- _Description of the task_
Look below and pull out each line with the word "Generate".

- _Data for processing_
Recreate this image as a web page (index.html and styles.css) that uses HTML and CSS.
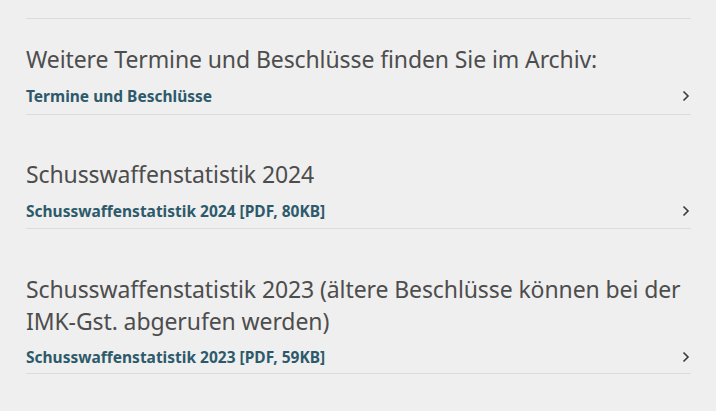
FILE: index.html
```html
<!DOCTYPE html>
<html lang="de">
<head>
  <meta charset="UTF-8" />
  <meta name="viewport" content="width=device-width, initial-scale=1.0" />
  <title>Beschlüsse und Statistik</title>
  <link rel="stylesheet" href="styles.css">
</head>
<body>
  <div class="content">
    <div class="previous"></div>

    <div class="download-block first">
      <h2>Weitere Termine und Beschlüsse finden Sie im Archiv:</h2>
      <a class="link-row" href="#">
        <span>Termine und Beschlüsse</span>
        <svg class="chevron" viewBox="0 0 8 12" width="8" height="12"><path d="M1.5 1.5 L6 6 L1.5 10.5" /></svg>
      </a>
    </div>

    <div class="download-block">
      <h2>Schusswaffenstatistik 2024</h2>
      <a class="link-row" href="#">
        <span>Schusswaffenstatistik 2024 [PDF, 80KB]</span>
        <svg class="chevron" viewBox="0 0 8 12" width="8" height="12"><path d="M1.5 1.5 L6 6 L1.5 10.5" /></svg>
      </a>
    </div>

    <div class="download-block">
      <h2>Schusswaffenstatistik 2023 (ältere Beschlüsse können bei der IMK-Gst. abgerufen werden)</h2>
      <a class="link-row" href="#">
        <span>Schusswaffenstatistik 2023 [PDF, 59KB]</span>
        <svg class="chevron" viewBox="0 0 8 12" width="8" height="12"><path d="M1.5 1.5 L6 6 L1.5 10.5" /></svg>
      </a>
    </div>
  </div>
</body>
</html>
```

FILE: styles.css
```css
body {
  margin: 0;
  background: #efefef;
  font-family: "Noto Sans", "Open Sans", sans-serif;
}
.content {
  padding: 0 25px 0 26px;
}
.previous {
  height: 18px;
  border-bottom: 1px solid #dcdcdc;
}
.download-block {
  margin-top: 43px;
}
.download-block.first {
  margin-top: 24px;
}
.download-block:last-child {
  margin-top: 44px;
}
h2 {
  margin: 0;
  font-size: 23px;
  line-height: 32px;
  font-weight: 400;
  letter-spacing: -0.1px;
  color: #4d4d4d;
}
.link-row {
  display: flex;
  justify-content: space-between;
  align-items: center;
  margin-top: 10px;
  padding-bottom: 6px;
  border-bottom: 1px solid #dcdcdc;
  font-size: 15.5px;
  line-height: 22px;
  font-weight: 700;
  color: #2d5a6b;
  text-decoration: none;
}
.download-block.first .link-row {
  padding-bottom: 7px;
}
.download-block:last-child .link-row {
  margin-top: 9px;
  padding-bottom: 5px;
}
.chevron {
  margin-right: 1px;
}
.chevron path {
  fill: none;
  stroke: #3a3a3a;
  stroke-width: 1.6;
}
```
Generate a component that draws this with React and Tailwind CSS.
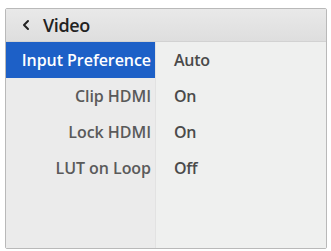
import React from 'react';
import { ChevronLeft } from 'lucide-react';

const rows = [
  { label: 'Input Preference', value: 'Auto', active: true },
  { label: 'Clip HDMI', value: 'On' },
  { label: 'Lock HDMI', value: 'On' },
  { label: 'LUT on Loop', value: 'Off' },
];

export default function App() {
  return (
    <div className="w-[331px] h-[251px] bg-white pt-[8px] pl-[5px]" style={{ fontFamily: '"Open Sans", "Liberation Sans", sans-serif' }}>
      <div className="w-[322px] h-[241px] border border-[#b9b9b9] rounded-[2px] flex flex-col overflow-hidden">
        <div className="h-[33px] flex items-center pl-[12px] gap-[9px] bg-gradient-to-b from-[#e9e9e9] to-[#dedede] border-b border-[#d2d2d2]">
          <ChevronLeft className="w-[16px] h-[16px] text-[#222]" strokeWidth={3} />
          <span className="text-[18px] font-semibold text-[#222] tracking-[-0.4px]">Video</span>
        </div>
        <div className="flex flex-1">
          <div className="w-[150px] bg-[#ebebeb] border-r border-[#e2e2e2] flex flex-col">
            {rows.map((r) => (
              <div
                key={r.label}
                className={`h-[36px] flex items-center justify-end pr-[4px] text-[16px] font-semibold tracking-[-0.05px] ${
                  r.active ? 'bg-[#1d60c7] text-white' : 'text-[#5a5a5a]'
                }`}
              >
                {r.label}
              </div>
            ))}
          </div>
          <div className="flex-1 bg-[#eff0ef] flex flex-col">
            {rows.map((r) => (
              <div key={r.label} className="h-[36px] flex items-center pl-[18px] text-[16px] font-semibold text-[#4a4a4a] tracking-[-0.3px]">
                {r.value}
              </div>
            ))}
          </div>
        </div>
      </div>
    </div>
  );
}
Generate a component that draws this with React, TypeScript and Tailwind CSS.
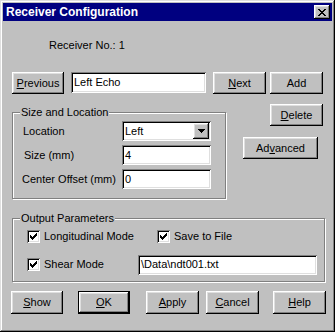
import type { ReactNode } from "react";

const raised =
  "shadow-[inset_-1px_-1px_0_#000,inset_1px_1px_0_#fff,inset_-2px_-2px_0_#808080,inset_2px_2px_0_#dfdfdf]";
const sunken =
  "shadow-[inset_1px_1px_0_#808080,inset_-1px_-1px_0_#fff,inset_2px_2px_0_#000,inset_-2px_-2px_0_#dfdfdf]";
const etched = "border border-[#808080] shadow-[inset_1px_1px_0_#fff,1px_1px_0_#fff]";

function Btn({ children, className = "" }: { children: ReactNode; className?: string }) {
  return (
    <div className={`flex h-[22px] shrink-0 items-center justify-center whitespace-nowrap bg-[#c0c0c0] text-[11px] text-black ${raised} ${className}`}>
      {children}
    </div>
  );
}

function Field({ value, className = "" }: { value: string; className?: string }) {
  return (
    <div className={`flex h-[20px] shrink-0 items-center whitespace-nowrap bg-white pl-[3px] text-[11px] text-black ${sunken} ${className}`}>
      {value}
    </div>
  );
}

function Check({ label, className = "" }: { label: string; className?: string }) {
  return (
    <div className={`flex items-center ${className}`}>
      <div className={`h-[13px] w-[13px] shrink-0 bg-white ${sunken}`}>
        <svg width="13" height="13" viewBox="0 0 13 13" shapeRendering="crispEdges">
          <rect x="9" y="3" width="1" height="1" fill="#000" />
          <rect x="8" y="4" width="2" height="1" fill="#000" />
          <rect x="3" y="5" width="1" height="1" fill="#000" />
          <rect x="7" y="5" width="3" height="1" fill="#000" />
          <rect x="3" y="6" width="2" height="1" fill="#000" />
          <rect x="6" y="6" width="3" height="1" fill="#000" />
          <rect x="3" y="7" width="5" height="1" fill="#000" />
          <rect x="4" y="8" width="3" height="1" fill="#000" />
          <rect x="5" y="9" width="1" height="1" fill="#000" />
        </svg>
      </div>
      <span className="ml-[4px] whitespace-nowrap text-[11px] text-black">{label}</span>
    </div>
  );
}

function Group({ title, className = "", children }: { title: string; className?: string; children: ReactNode }) {
  return (
    <div className={`relative shrink-0 ${etched} ${className}`}>
      <span className="absolute -top-[7px] left-[7px] whitespace-nowrap bg-[#c0c0c0] px-[1px] text-[11px] leading-[13px] text-black">
        {title}
      </span>
      {children}
    </div>
  );
}

export default function App() {
  return (
    <div className="h-[332px] w-[335px] bg-[#c0c0c0] font-['Liberation_Sans',Arial,sans-serif]">
      <div className="flex h-full w-full flex-col p-[3px] shadow-[inset_-1px_-1px_0_#000,inset_1px_1px_0_#dfdfdf,inset_-2px_-2px_0_#808080,inset_2px_2px_0_#fff]">
        {/* Title bar */}
        <div className="flex h-[18px] shrink-0 items-center justify-between bg-[#000080] pl-[3px] pr-[2px]">
          <span className="text-[12px] font-bold text-white">Receiver Configuration</span>
          <div className={`flex h-[14px] w-[16px] items-center justify-center bg-[#c0c0c0] ${raised}`}>
            <svg width="8" height="7" viewBox="0 0 8 7" shapeRendering="crispEdges">
              <rect x="0" y="0" width="2" height="1" fill="#000" />
              <rect x="6" y="0" width="2" height="1" fill="#000" />
              <rect x="1" y="1" width="2" height="1" fill="#000" />
              <rect x="5" y="1" width="2" height="1" fill="#000" />
              <rect x="2" y="2" width="4" height="1" fill="#000" />
              <rect x="3" y="3" width="2" height="1" fill="#000" />
              <rect x="2" y="4" width="4" height="1" fill="#000" />
              <rect x="1" y="5" width="2" height="1" fill="#000" />
              <rect x="5" y="5" width="2" height="1" fill="#000" />
              <rect x="0" y="6" width="2" height="1" fill="#000" />
              <rect x="6" y="6" width="2" height="1" fill="#000" />
            </svg>
          </div>
        </div>

        {/* Receiver number */}
        <div className="mt-[18px] h-[13px] pl-[46px] text-[11px] leading-[13px] text-black">Receiver No.: 1</div>

        {/* Navigation row */}
        <div className="mt-[20px] flex items-start pl-[9px]">
          <Btn className="w-[52px]"><u>P</u>revious</Btn>
          <Field value="Left Echo" className="ml-[7px] h-[21px] w-[135px]" />
          <Btn className="ml-[7px] w-[53px]"><u>N</u>ext</Btn>
          <Btn className="ml-[4px] w-[53px]">Add</Btn>
        </div>

        {/* Middle section */}
        <div className="mt-[10px] flex items-start">
          <Group title="Size and Location" className="ml-[9px] mt-[8px] h-[87px] w-[214px]">
            <div className="flex flex-col gap-[4px] pt-[8px]">
              {[
                { label: "Location", value: "Left", combo: true, pad: "pl-[10px]" },
                { label: "Size (mm)", value: "4", combo: false, pad: "pl-[11px]" },
                { label: "Center Offset (mm)", value: "0", combo: false, pad: "pl-[9px]" },
              ].map((r) => (
                <div key={r.label} className="flex h-[20px] items-center">
                  <span className={`w-[109px] shrink-0 whitespace-nowrap text-[11px] text-black ${r.pad}`}>{r.label}</span>
                  {r.combo ? (
                    <div className={`flex h-[20px] w-[89px] items-center justify-between bg-white pl-[3px] pr-[2px] text-[11px] text-black ${sunken}`}>
                      Left
                      <div className={`flex h-[16px] w-[16px] items-center justify-center bg-[#c0c0c0] ${raised}`}>
                        <svg width="7" height="4" viewBox="0 0 7 4" shapeRendering="crispEdges">
                          <rect x="0" y="0" width="7" height="1" fill="#000" />
                          <rect x="1" y="1" width="5" height="1" fill="#000" />
                          <rect x="2" y="2" width="3" height="1" fill="#000" />
                          <rect x="3" y="3" width="1" height="1" fill="#000" />
                        </svg>
                      </div>
                    </div>
                  ) : (
                    <Field value={r.value} className="h-[19px] w-[89px]" />
                  )}
                </div>
              ))}
            </div>
          </Group>
          <div className="ml-[17px] flex flex-col">
            <Btn className="ml-[27px] w-[53px]"><u>D</u>elete</Btn>
            <Btn className="mt-[11px] w-[75px]">Ad<u>v</u>anced</Btn>
          </div>
        </div>

        {/* Output parameters */}
        <Group title="Output Parameters" className="ml-[9px] mt-[19px] h-[64px] w-[313px]">
          <div className="flex pt-[9px]">
            <Check label="Longitudinal Mode" className="ml-[14px] w-[130px]" />
            <Check label="Save to File" />
          </div>
          <div className="mt-[10px] flex items-center">
            <Check label="Shear Mode" className="ml-[14px] w-[111px]" />
            <Field value="\Data\ndt001.txt" className="h-[19px] w-[179px]" />
          </div>
        </Group>

        {/* Bottom buttons */}
        <div className="mt-[9px] flex pl-[8px]">
          <Btn className="h-[23px] w-[52px]"><u>S</u>how</Btn>
          <Btn className="ml-[15px] h-[23px] w-[52px] border border-black"><u>O</u>K</Btn>
          <Btn className="ml-[16px] h-[23px] w-[53px]"><u>A</u>pply</Btn>
          <Btn className="ml-[7px] h-[23px] w-[53px]"><u>C</u>ancel</Btn>
          <Btn className="ml-[14px] h-[23px] w-[53px]"><u>H</u>elp</Btn>
        </div>
      </div>
    </div>
  );
}
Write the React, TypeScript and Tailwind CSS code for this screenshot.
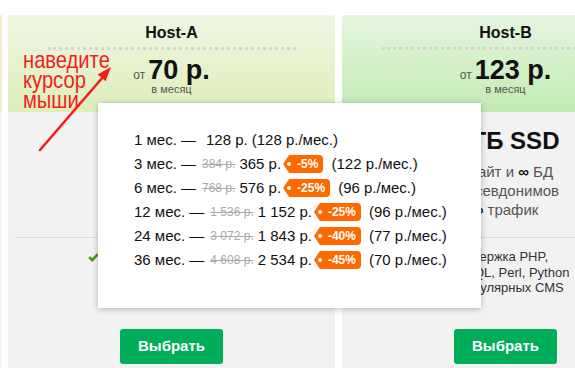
import React from "react";

type Row = {
  months: number;
  old?: string;
  price: string;
  off?: string;
  perMonth: string;
};

const rows: Row[] = [
  { months: 1, price: "128 р.", perMonth: "128" },
  { months: 3, old: "384 р.", price: "365 р.", off: "-5%", perMonth: "122" },
  { months: 6, old: "768 р.", price: "576 р.", off: "-25%", perMonth: "96" },
  { months: 12, old: "1 536 р.", price: "1 152 р.", off: "-25%", perMonth: "96" },
  { months: 24, old: "3 072 р.", price: "1 843 р.", off: "-40%", perMonth: "77" },
  { months: 36, old: "4 608 р.", price: "2 534 р.", off: "-45%", perMonth: "70" },
];

function Check() {
  return (
    <svg width="11" height="9" viewBox="0 0 11 9" className="mt-[4px] shrink-0">
      <path d="M1.2 4.2 L4.2 7.2 L9.8 1.2" fill="none" stroke="#459c0c" strokeWidth="2.6" />
    </svg>
  );
}

function Tag({ text }: { text: string }) {
  return (
    <span className="relative ml-[2px] inline-flex h-[18px] items-center rounded-r-[4px] bg-[#ff6a00] pl-[14px] pr-[5px] text-[12px] font-bold text-white [clip-path:polygon(6px_0,100%_0,100%_100%,6px_100%,0_50%)]">
      <span className="absolute left-[4px] top-[7px] h-[4px] w-[4px] rounded-full bg-white" />
      {text}
    </span>
  );
}

function Card({
  title,
  price,
  headerClass,
  hidden,
}: {
  title: string;
  price: string;
  headerClass: string;
  hidden?: boolean;
}) {
  return (
    <div className="flex w-[327px] shrink-0 flex-col">
      <div className={`flex h-[97px] flex-col items-center rounded-t-[3px] pt-[8px] ${headerClass}`}>
        <div className="text-[16px] leading-5 font-bold text-[#111]">{title}</div>
        <div className="mt-[4px] w-[248px] border-t-[3px] border-dotted border-[#d4d8cb]" />
        <div className="mt-[7px] flex items-baseline leading-none">
          <span className="mr-[3px] text-[12px] text-[#555]">от</span>
          <span className="text-[27px] font-bold text-[#111]">{price}</span>
        </div>
        <div className="text-[11px] leading-[11px] text-[#555]">в месяц</div>
      </div>
      <div className="flex h-[300px] flex-col bg-[#f2f2f2]">
        {hidden ? (
          <div className="h-[107px]" />
        ) : (
          <>
            <div className="pt-[15px] text-center text-[24px] leading-[28px] font-bold text-[#111]">1 ТБ SSD</div>
            <div className="mt-[7px] text-center text-[15px] leading-[19px] text-[#555]">
              <div>
                1 сайт и <b className="text-[#111]">∞</b> БД
              </div>
              <div>
                <b className="text-[#111]">∞</b> псевдонимов
              </div>
              <div>
                <b className="text-[#111]">∞</b> трафик
              </div>
            </div>
          </>
        )}
        <div className="mx-[7px] mt-[18px] h-px bg-[#dcdcdc]" />
        <div className="mt-[11px] flex h-[46.5px] pl-[80px]">
          <Check />
          {!hidden && (
            <div className="ml-[15px] text-[13px] leading-[15.5px] text-[#333]">
              Поддержка PHP,
              <br />
              MySQL, Perl, Python
              <br />и популярных CMS
            </div>
          )}
        </div>
        <div className="mt-[33px] flex justify-center">
          <button className="h-[35px] w-[103px] rounded-[3px] bg-[#00ae5a] text-[15px] font-bold text-white">
            Выбрать
          </button>
        </div>
      </div>
    </div>
  );
}

export default function App() {
  return (
    <div className="relative h-[368px] w-[575px] overflow-hidden bg-white font-['Liberation_Sans',Arial,sans-serif]">
      <div className="flex pt-[15px]">
        <div className="flex w-[2px] shrink-0 flex-col">
          <div className="h-[97px] bg-[#efedd8]" />
          <div className="h-[300px] bg-[#f4f4f4]" />
        </div>
        <div className="ml-[6px] flex gap-[7px]">
          <Card
            title="Host-A"
            price="70 р."
            hidden
            headerClass="bg-gradient-to-b from-[#eff6e2] to-[#dfeebb]"
          />
          <Card
            title="Host-B"
            price="123 р."
            headerClass="bg-gradient-to-b from-[#e5f6e0] to-[#c2ebb3]"
          />
        </div>
      </div>

      {/* annotation */}
      <div className="absolute left-[23px] top-[50px] origin-left scale-x-[0.84] text-[24px] leading-[20px] text-[#f01e1e]">
        наведите
        <br />
        курсор
        <br />
        мыши
      </div>
      <svg className="pointer-events-none absolute left-0 top-0" width="575" height="368">
        <line x1="40" y1="150" x2="103" y2="77" stroke="#f01e1e" strokeWidth="2.6" strokeLinecap="round" />
        <polygon points="111,67 105.6,81.3 97.6,74.5" fill="#f01e1e" />
      </svg>

      {/* price popup */}
      <div className="absolute left-[98px] top-[103px] h-[205px] w-[383px] bg-white pl-[36px] pt-[25px] shadow-[0_1px_6px_rgba(0,0,0,0.28)]">
        {rows.map((r) => (
          <div key={r.months} className="flex h-6 items-center whitespace-nowrap text-[15px] text-[#111]">
            <span>{r.months} мес. —</span>
            {r.old && <span className="ml-[6px] text-[12px] text-[#aaa] line-through">{r.old}</span>}
            <span className={r.old ? "ml-[4px]" : "ml-[10px]"}>{r.price}</span>
            {r.off && <Tag text={r.off} />}
            <span className={r.off ? "ml-2" : "ml-1"}>({r.perMonth} р./мес.)</span>
          </div>
        ))}
      </div>
    </div>
  );
}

- _Output for this task_
Generate a component that draws this with React and Tailwind CSS.
Generate a component that draws this with React, TypeScript and Tailwind CSS.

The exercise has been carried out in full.